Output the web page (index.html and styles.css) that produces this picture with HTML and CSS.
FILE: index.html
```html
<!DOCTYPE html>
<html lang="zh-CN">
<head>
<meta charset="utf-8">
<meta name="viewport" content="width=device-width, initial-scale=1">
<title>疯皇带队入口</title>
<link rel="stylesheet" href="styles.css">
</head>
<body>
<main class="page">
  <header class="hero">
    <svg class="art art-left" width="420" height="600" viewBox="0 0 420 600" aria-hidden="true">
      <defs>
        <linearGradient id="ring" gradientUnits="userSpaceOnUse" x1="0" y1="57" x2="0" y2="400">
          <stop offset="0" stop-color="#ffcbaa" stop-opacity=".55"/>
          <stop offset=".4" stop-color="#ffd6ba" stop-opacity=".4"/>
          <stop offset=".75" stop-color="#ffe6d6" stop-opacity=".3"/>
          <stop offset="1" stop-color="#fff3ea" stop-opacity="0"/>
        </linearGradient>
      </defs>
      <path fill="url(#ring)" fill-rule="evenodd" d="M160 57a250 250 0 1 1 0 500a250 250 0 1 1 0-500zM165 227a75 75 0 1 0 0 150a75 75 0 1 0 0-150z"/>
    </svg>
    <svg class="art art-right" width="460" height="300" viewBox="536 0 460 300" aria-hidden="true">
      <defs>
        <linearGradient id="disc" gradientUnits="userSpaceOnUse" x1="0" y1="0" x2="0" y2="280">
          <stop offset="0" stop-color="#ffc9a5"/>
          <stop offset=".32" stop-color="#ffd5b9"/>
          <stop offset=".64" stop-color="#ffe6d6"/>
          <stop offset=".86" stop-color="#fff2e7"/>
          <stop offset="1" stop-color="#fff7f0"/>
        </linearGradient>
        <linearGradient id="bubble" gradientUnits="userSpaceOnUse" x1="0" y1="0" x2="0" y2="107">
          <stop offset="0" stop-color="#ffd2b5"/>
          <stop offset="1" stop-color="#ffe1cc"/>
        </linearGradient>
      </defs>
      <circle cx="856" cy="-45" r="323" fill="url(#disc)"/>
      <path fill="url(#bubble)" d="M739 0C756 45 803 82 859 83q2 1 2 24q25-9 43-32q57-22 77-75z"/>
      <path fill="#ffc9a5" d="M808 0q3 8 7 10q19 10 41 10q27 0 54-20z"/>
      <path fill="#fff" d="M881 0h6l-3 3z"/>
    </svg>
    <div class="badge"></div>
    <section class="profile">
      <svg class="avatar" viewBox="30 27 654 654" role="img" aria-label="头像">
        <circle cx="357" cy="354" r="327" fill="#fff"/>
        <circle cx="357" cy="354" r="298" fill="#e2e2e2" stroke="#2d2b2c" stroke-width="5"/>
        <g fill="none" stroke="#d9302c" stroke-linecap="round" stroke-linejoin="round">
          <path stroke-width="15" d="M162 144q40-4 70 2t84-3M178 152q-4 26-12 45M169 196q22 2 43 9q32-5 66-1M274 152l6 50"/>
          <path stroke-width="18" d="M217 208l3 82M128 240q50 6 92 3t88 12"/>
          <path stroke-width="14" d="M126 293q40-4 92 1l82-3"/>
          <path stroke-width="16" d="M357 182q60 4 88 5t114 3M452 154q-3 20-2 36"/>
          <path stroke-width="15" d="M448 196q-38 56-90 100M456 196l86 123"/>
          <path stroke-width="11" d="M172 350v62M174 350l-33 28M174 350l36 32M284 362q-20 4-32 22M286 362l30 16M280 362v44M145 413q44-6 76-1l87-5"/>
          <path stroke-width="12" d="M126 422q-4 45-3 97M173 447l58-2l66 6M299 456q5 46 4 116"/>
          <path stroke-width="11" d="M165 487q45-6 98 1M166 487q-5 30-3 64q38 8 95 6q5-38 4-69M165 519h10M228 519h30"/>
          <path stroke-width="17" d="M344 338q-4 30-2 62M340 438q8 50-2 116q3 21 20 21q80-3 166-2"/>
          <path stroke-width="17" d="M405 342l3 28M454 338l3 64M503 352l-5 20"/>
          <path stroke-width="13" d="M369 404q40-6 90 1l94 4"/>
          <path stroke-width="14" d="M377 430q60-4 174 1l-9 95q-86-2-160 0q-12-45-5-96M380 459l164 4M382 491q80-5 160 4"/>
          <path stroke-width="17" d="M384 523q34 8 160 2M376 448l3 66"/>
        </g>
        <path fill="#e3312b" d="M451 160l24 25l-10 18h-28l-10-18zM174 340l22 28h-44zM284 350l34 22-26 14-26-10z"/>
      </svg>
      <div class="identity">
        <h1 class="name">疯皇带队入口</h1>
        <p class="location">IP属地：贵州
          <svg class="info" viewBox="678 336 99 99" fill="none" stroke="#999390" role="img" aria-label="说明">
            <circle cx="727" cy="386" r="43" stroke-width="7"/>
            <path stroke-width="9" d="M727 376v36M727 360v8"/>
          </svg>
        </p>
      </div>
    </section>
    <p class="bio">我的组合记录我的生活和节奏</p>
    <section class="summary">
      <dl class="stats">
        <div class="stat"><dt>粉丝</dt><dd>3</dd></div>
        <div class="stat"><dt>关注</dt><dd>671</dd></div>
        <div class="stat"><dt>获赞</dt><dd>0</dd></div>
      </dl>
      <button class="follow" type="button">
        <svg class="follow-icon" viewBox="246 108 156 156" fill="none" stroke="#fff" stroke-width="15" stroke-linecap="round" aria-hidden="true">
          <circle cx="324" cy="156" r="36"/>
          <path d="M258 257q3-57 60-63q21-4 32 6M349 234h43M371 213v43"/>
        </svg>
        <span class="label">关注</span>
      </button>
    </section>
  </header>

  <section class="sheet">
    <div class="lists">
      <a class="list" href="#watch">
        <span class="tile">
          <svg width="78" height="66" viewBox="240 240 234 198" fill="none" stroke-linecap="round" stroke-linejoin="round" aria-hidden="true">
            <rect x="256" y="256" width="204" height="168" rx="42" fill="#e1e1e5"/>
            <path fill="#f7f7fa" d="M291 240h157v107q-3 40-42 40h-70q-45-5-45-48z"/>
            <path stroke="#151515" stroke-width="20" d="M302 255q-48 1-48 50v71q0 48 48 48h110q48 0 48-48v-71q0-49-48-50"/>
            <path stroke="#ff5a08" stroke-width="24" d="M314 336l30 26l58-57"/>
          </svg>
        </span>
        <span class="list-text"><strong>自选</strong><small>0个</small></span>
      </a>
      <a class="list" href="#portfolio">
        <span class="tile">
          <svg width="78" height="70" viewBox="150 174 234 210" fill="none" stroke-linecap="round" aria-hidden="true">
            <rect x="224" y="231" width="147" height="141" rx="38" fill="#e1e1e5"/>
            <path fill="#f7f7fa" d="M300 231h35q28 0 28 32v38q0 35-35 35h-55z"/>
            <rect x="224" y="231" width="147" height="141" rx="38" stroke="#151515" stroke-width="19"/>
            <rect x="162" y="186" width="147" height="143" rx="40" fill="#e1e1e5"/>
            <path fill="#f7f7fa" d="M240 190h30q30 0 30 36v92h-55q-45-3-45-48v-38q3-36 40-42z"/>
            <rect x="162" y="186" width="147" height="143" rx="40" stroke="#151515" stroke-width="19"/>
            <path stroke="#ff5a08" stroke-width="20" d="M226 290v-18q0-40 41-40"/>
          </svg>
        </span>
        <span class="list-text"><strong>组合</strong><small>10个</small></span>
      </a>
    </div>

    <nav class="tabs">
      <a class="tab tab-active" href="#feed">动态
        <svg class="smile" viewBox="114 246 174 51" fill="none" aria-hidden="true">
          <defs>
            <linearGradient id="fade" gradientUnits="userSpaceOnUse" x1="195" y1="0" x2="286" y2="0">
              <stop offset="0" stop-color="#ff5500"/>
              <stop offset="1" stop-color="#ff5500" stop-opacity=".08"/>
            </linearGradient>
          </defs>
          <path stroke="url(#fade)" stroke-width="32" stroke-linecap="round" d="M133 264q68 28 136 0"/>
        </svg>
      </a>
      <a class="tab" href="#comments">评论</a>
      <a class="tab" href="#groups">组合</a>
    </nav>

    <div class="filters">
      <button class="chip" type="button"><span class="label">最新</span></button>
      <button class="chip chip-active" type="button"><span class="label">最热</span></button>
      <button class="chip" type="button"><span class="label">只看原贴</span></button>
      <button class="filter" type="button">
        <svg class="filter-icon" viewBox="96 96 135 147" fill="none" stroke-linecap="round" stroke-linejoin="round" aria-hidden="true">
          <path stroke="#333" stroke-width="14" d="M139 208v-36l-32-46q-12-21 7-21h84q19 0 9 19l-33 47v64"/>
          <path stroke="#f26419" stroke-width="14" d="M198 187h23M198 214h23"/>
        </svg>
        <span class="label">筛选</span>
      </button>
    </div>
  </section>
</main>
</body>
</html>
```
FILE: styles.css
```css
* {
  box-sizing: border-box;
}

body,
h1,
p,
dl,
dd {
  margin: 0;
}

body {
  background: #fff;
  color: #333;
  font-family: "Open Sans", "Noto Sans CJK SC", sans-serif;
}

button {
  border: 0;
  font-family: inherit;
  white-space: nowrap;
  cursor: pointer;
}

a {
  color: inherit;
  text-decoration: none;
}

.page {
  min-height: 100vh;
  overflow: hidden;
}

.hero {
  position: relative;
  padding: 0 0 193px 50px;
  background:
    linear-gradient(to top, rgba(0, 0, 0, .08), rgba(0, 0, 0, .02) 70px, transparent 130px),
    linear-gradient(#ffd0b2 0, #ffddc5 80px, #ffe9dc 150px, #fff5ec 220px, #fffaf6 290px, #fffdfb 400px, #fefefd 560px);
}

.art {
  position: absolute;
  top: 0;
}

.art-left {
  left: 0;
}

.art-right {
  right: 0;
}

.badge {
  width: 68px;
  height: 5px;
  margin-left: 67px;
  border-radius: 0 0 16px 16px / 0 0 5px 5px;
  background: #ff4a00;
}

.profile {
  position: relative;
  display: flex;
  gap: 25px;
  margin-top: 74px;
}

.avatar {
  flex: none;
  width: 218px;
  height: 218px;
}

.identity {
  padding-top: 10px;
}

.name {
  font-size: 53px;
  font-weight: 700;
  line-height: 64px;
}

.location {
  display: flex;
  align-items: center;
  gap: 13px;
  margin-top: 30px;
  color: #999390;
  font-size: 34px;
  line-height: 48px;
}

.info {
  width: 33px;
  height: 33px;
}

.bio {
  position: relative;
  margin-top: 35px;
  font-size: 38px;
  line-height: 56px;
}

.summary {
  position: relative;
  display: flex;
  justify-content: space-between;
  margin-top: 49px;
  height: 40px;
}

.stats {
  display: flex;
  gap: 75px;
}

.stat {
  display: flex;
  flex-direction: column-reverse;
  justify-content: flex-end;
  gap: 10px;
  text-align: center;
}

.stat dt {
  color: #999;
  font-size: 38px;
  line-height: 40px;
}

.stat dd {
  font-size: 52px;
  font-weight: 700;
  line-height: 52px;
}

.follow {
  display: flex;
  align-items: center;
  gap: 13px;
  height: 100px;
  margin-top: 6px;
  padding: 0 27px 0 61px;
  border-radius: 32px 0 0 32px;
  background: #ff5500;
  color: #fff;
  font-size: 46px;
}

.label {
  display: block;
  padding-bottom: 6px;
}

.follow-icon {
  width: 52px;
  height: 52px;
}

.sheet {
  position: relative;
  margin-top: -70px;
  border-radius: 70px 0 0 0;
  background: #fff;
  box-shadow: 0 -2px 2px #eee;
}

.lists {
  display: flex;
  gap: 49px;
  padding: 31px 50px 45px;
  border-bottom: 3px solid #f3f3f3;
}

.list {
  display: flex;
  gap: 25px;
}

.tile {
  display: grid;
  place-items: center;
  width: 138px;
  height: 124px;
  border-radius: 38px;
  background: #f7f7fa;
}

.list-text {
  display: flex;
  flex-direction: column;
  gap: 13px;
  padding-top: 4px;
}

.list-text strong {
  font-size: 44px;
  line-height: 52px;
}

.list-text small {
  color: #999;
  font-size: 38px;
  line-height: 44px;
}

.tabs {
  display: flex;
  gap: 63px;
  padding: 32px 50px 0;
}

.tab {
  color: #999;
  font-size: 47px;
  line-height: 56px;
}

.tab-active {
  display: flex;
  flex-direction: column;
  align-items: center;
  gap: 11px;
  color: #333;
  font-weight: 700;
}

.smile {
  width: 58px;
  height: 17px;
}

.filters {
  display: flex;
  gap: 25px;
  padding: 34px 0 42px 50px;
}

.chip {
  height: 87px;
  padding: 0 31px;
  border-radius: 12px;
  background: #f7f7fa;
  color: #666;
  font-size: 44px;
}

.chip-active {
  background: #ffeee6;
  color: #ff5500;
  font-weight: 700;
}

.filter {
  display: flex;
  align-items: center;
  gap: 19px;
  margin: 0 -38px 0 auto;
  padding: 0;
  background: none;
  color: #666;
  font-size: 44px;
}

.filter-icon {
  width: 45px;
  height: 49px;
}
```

* * * * *

- _Requirement_:
Write out every line of the data that holds the word "styles".

- _Reply_:
Output the web page (index.html and styles.css) that produces this picture with HTML and CSS.
<link rel="stylesheet" href="styles.css">
FILE: styles.css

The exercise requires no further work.